DIRECTIVE |
Will you transcribe all the entries word for word, skipping the pictures they hold?

# Start of RECORDS TO PROCESS

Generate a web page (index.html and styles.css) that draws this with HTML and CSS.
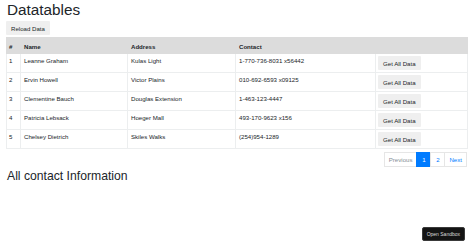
FILE: index.html
```html
<!DOCTYPE html>
<html lang="en">
<head>
    <meta charset="UTF-8">
    <meta name="viewport" content="width=device-width, initial-scale=1.0">
    <title>Datatables</title>
    <link rel="stylesheet" href="styles.css">
</head>
<body>
    <div class="app">
        <h1 class="title">Datatables</h1>
        <button class="btn">Reload Data</button>
        <table class="grid">
            <thead>
                <tr>
                    <th class="c-id">#</th>
                    <th class="c-name">Name</th>
                    <th class="c-addr">Address</th>
                    <th class="c-contact">Contact</th>
                    <th class="c-act"></th>
                </tr>
            </thead>
            <tbody>
                <tr>
                    <td>1</td>
                    <td>Leanne Graham</td>
                    <td>Kulas Light</td>
                    <td>1-770-736-8031 x56442</td>
                    <td><button class="btn">Get All Data</button></td>
                </tr>
                <tr>
                    <td>2</td>
                    <td>Ervin Howell</td>
                    <td>Victor Plains</td>
                    <td>010-692-6593 x09125</td>
                    <td><button class="btn">Get All Data</button></td>
                </tr>
                <tr>
                    <td>3</td>
                    <td>Clementine Bauch</td>
                    <td>Douglas Extension</td>
                    <td>1-463-123-4447</td>
                    <td><button class="btn">Get All Data</button></td>
                </tr>
                <tr>
                    <td>4</td>
                    <td>Patricia Lebsack</td>
                    <td>Hoeger Mall</td>
                    <td>493-170-9623 x156</td>
                    <td><button class="btn">Get All Data</button></td>
                </tr>
                <tr>
                    <td>5</td>
                    <td>Chelsey Dietrich</td>
                    <td>Skiles Walks</td>
                    <td>(254)954-1289</td>
                    <td><button class="btn">Get All Data</button></td>
                </tr>
            </tbody>
        </table>
        <ul class="pager">
            <li class="pg disabled">Previous</li>
            <li class="pg num active">1</li>
            <li class="pg num">2</li>
            <li class="pg">Next</li>
        </ul>
        <h2 class="subtitle">All contact Information</h2>
    </div>
    <a class="sandbox">Open Sandbox</a>
</body>
</html>
```

FILE: styles.css
```css
@charset "utf-8";
* {
    margin: 0;
    padding: 0;
    box-sizing: border-box;
}
body {
    font-family: "Liberation Sans", Arial, sans-serif;
    font-size: 6.1px;
    color: #212529;
    background-color: #fff;
}
.app {
    padding: 0 6px;
}
.title {
    font-size: 15.3px;
    font-weight: 500;
    line-height: 1.2;
    padding: 1px 0 2px 1px;
}
.btn {
    font-family: inherit;
    font-size: 6.1px;
    color: #212529;
    background-color: #efefef;
    border: none;
    border-radius: 1px;
    padding: 0 5px;
    height: 14px;
}
.grid {
    width: 462px;
    margin-top: 2px;
    border-collapse: collapse;
    border: 1px solid #eceeef;
}
.grid th,
.grid td {
    text-align: left;
    vertical-align: top;
    border: 1px solid #eceeef;
    padding: 2px 3px;
    line-height: 9px;
}
.grid thead th {
    background-color: #dcdcdc;
    border-color: #dcdcdc;
    font-weight: bold;
    height: 16px;
    padding-top: 4px;
}
.grid tbody td {
    height: 19px;
}
.grid td:first-child,
.grid th:first-child {
    padding-left: 2px;
}
.grid td:last-child {
    padding: 2px;
}
.c-id { width: 14px; }
.c-name { width: 107px; }
.c-addr { width: 108px; }
.c-contact { width: 140px; }
.pager {
    list-style: none;
    display: flex;
    justify-content: flex-end;
    margin: 3px 1px 0 0;
}
.pg {
    height: 15px;
    line-height: 13px;
    padding: 0 4px;
    border: 1px solid #e6e6e6;
    margin-left: -1px;
    color: #007bff;
}
.pg.num {
    width: 15px;
    padding: 0;
    text-align: center;
}
.pg.disabled {
    color: #868e96;
}
.pg.active {
    background-color: #007bff;
    border-color: #007bff;
    color: #fff;
}
.subtitle {
    font-size: 12.2px;
    font-weight: 500;
    line-height: 1.2;
    padding: 2px 0 0 1px;
}
.sandbox {
    position: fixed;
    right: 9px;
    bottom: 7px;
    height: 14px;
    line-height: 12px;
    padding: 0 4px;
    font-size: 5px;
    color: #ddd;
    background-color: #141414;
    border: 1px solid #3a3a3a;
    border-radius: 2px;
}
```
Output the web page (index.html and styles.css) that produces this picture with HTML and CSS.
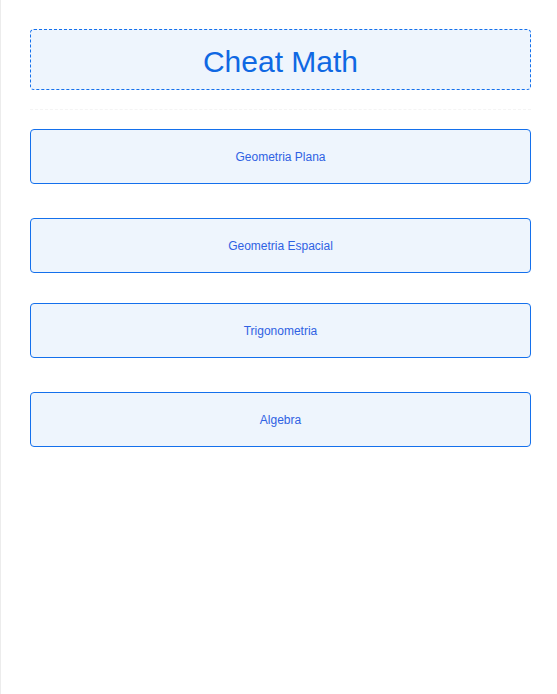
FILE: index.html
```html
<!DOCTYPE html>
<html lang="pt">
<head>
<meta charset="utf-8">
<title>Cheat Math</title>
<link rel="stylesheet" href="styles.css">
</head>
<body>
<div class="page">
  <header class="title-box">
    <h1 class="title">Cheat Math</h1>
  </header>
  <hr class="divider">
  <nav class="menu">
    <a class="menu-item item-1" href="#">Geometria Plana</a>
    <a class="menu-item item-2" href="#">Geometria Espacial</a>
    <a class="menu-item item-3" href="#">Trigonometria</a>
    <a class="menu-item item-4" href="#">Algebra</a>
  </nav>
</div>
</body>
</html>
```

FILE: styles.css
```css
html, body {
  margin: 0;
  padding: 0;
  background: #ffffff;
}

body {
  font-family: "Liberation Sans", Arial, sans-serif;
}

.page {
  box-sizing: border-box;
  min-height: 100vh;
  border-left: 1px solid #ececec;
  padding: 29px 26px 0 29px;
}

.title-box {
  box-sizing: border-box;
  height: 61px;
  border: 1px dashed #1470ec;
  border-radius: 4px;
  background: #eef5fd;
  display: flex;
  align-items: center;
  justify-content: center;
}

.title {
  margin: 0;
  font-size: 30px;
  font-weight: normal;
  color: #0f68e3;
  line-height: 1;
  position: relative;
  top: 2px;
}

.divider {
  margin: 19px 0 0 0;
  border: 0;
  border-top: 1px dashed #f4f4f4;
  height: 0;
}

.menu {
  display: flex;
  flex-direction: column;
}

.menu-item {
  box-sizing: border-box;
  height: 55px;
  border: 1px solid #1470ec;
  border-radius: 4px;
  background: #eef5fd;
  display: flex;
  align-items: center;
  justify-content: center;
  font-size: 12px;
  color: #2f62e3;
  text-decoration: none;
}

.item-1 { margin-top: 19px; }
.item-2 { margin-top: 34px; }
.item-3 { margin-top: 30px; }
.item-4 { margin-top: 34px; }
```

# End of RECORDS TO PROCESS

TASK OUTPUT |
Generate a web page (index.html and styles.css) that draws this with HTML and CSS.
FILE: index.html
```html
<!DOCTYPE html>
<html lang="en">
<head>
    <meta charset="UTF-8">
    <meta name="viewport" content="width=device-width, initial-scale=1.0">
    <title>Datatables</title>
    <link rel="stylesheet" href="styles.css">
</head>
<body>
    <div class="app">
        <h1 class="title">Datatables</h1>
        <button class="btn">Reload Data</button>
        <table class="grid">
            <thead>
                <tr>
                    <th class="c-id">#</th>
                    <th class="c-name">Name</th>
                    <th class="c-addr">Address</th>
                    <th class="c-contact">Contact</th>
                    <th class="c-act"></th>
                </tr>
            </thead>
            <tbody>
                <tr>
                    <td>1</td>
                    <td>Leanne Graham</td>
                    <td>Kulas Light</td>
                    <td>1-770-736-8031 x56442</td>
                    <td><button class="btn">Get All Data</button></td>
                </tr>
                <tr>
                    <td>2</td>
                    <td>Ervin Howell</td>
                    <td>Victor Plains</td>
                    <td>010-692-6593 x09125</td>
                    <td><button class="btn">Get All Data</button></td>
                </tr>
                <tr>
                    <td>3</td>
                    <td>Clementine Bauch</td>
                    <td>Douglas Extension</td>
                    <td>1-463-123-4447</td>
                    <td><button class="btn">Get All Data</button></td>
                </tr>
                <tr>
                    <td>4</td>
                    <td>Patricia Lebsack</td>
                    <td>Hoeger Mall</td>
                    <td>493-170-9623 x156</td>
                    <td><button class="btn">Get All Data</button></td>
                </tr>
                <tr>
                    <td>5</td>
                    <td>Chelsey Dietrich</td>
                    <td>Skiles Walks</td>
                    <td>(254)954-1289</td>
                    <td><button class="btn">Get All Data</button></td>
                </tr>
            </tbody>
        </table>
        <ul class="pager">
            <li class="pg disabled">Previous</li>
            <li class="pg num active">1</li>
            <li class="pg num">2</li>
            <li class="pg">Next</li>
        </ul>
        <h2 class="subtitle">All contact Information</h2>
    </div>
    <a class="sandbox">Open Sandbox</a>
</body>
</html>
```

FILE: styles.css
```css
@charset "utf-8";
* {
    margin: 0;
    padding: 0;
    box-sizing: border-box;
}
body {
    font-family: "Liberation Sans", Arial, sans-serif;
    font-size: 6.1px;
    color: #212529;
    background-color: #fff;
}
.app {
    padding: 0 6px;
}
.title {
    font-size: 15.3px;
    font-weight: 500;
    line-height: 1.2;
    padding: 1px 0 2px 1px;
}
.btn {
    font-family: inherit;
    font-size: 6.1px;
    color: #212529;
    background-color: #efefef;
    border: none;
    border-radius: 1px;
    padding: 0 5px;
    height: 14px;
}
.grid {
    width: 462px;
    margin-top: 2px;
    border-collapse: collapse;
    border: 1px solid #eceeef;
}
.grid th,
.grid td {
    text-align: left;
    vertical-align: top;
    border: 1px solid #eceeef;
    padding: 2px 3px;
    line-height: 9px;
}
.grid thead th {
    background-color: #dcdcdc;
    border-color: #dcdcdc;
    font-weight: bold;
    height: 16px;
    padding-top: 4px;
}
.grid tbody td {
    height: 19px;
}
.grid td:first-child,
.grid th:first-child {
    padding-left: 2px;
}
.grid td:last-child {
    padding: 2px;
}
.c-id { width: 14px; }
.c-name { width: 107px; }
.c-addr { width: 108px; }
.c-contact { width: 140px; }
.pager {
    list-style: none;
    display: flex;
    justify-content: flex-end;
    margin: 3px 1px 0 0;
}
.pg {
    height: 15px;
    line-height: 13px;
    padding: 0 4px;
    border: 1px solid #e6e6e6;
    margin-left: -1px;
    color: #007bff;
}
.pg.num {
    width: 15px;
    padding: 0;
    text-align: center;
}
.pg.disabled {
    color: #868e96;
}
.pg.active {
    background-color: #007bff;
    border-color: #007bff;
    color: #fff;
}
.subtitle {
    font-size: 12.2px;
    font-weight: 500;
    line-height: 1.2;
    padding: 2px 0 0 1px;
}
.sandbox {
    position: fixed;
    right: 9px;
    bottom: 7px;
    height: 14px;
    line-height: 12px;
    padding: 0 4px;
    font-size: 5px;
    color: #ddd;
    background-color: #141414;
    border: 1px solid #3a3a3a;
    border-radius: 2px;
}
```
Output the web page (index.html and styles.css) that produces this picture with HTML and CSS.
FILE: index.html
```html
<!DOCTYPE html>
<html lang="pt">
<head>
<meta charset="utf-8">
<title>Cheat Math</title>
<link rel="stylesheet" href="styles.css">
</head>
<body>
<div class="page">
  <header class="title-box">
    <h1 class="title">Cheat Math</h1>
  </header>
  <hr class="divider">
  <nav class="menu">
    <a class="menu-item item-1" href="#">Geometria Plana</a>
    <a class="menu-item item-2" href="#">Geometria Espacial</a>
    <a class="menu-item item-3" href="#">Trigonometria</a>
    <a class="menu-item item-4" href="#">Algebra</a>
  </nav>
</div>
</body>
</html>
```

FILE: styles.css
```css
html, body {
  margin: 0;
  padding: 0;
  background: #ffffff;
}

body {
  font-family: "Liberation Sans", Arial, sans-serif;
}

.page {
  box-sizing: border-box;
  min-height: 100vh;
  border-left: 1px solid #ececec;
  padding: 29px 26px 0 29px;
}

.title-box {
  box-sizing: border-box;
  height: 61px;
  border: 1px dashed #1470ec;
  border-radius: 4px;
  background: #eef5fd;
  display: flex;
  align-items: center;
  justify-content: center;
}

.title {
  margin: 0;
  font-size: 30px;
  font-weight: normal;
  color: #0f68e3;
  line-height: 1;
  position: relative;
  top: 2px;
}

.divider {
  margin: 19px 0 0 0;
  border: 0;
  border-top: 1px dashed #f4f4f4;
  height: 0;
}

.menu {
  display: flex;
  flex-direction: column;
}

.menu-item {
  box-sizing: border-box;
  height: 55px;
  border: 1px solid #1470ec;
  border-radius: 4px;
  background: #eef5fd;
  display: flex;
  align-items: center;
  justify-content: center;
  font-size: 12px;
  color: #2f62e3;
  text-decoration: none;
}

.item-1 { margin-top: 19px; }
.item-2 { margin-top: 34px; }
.item-3 { margin-top: 30px; }
.item-4 { margin-top: 34px; }
```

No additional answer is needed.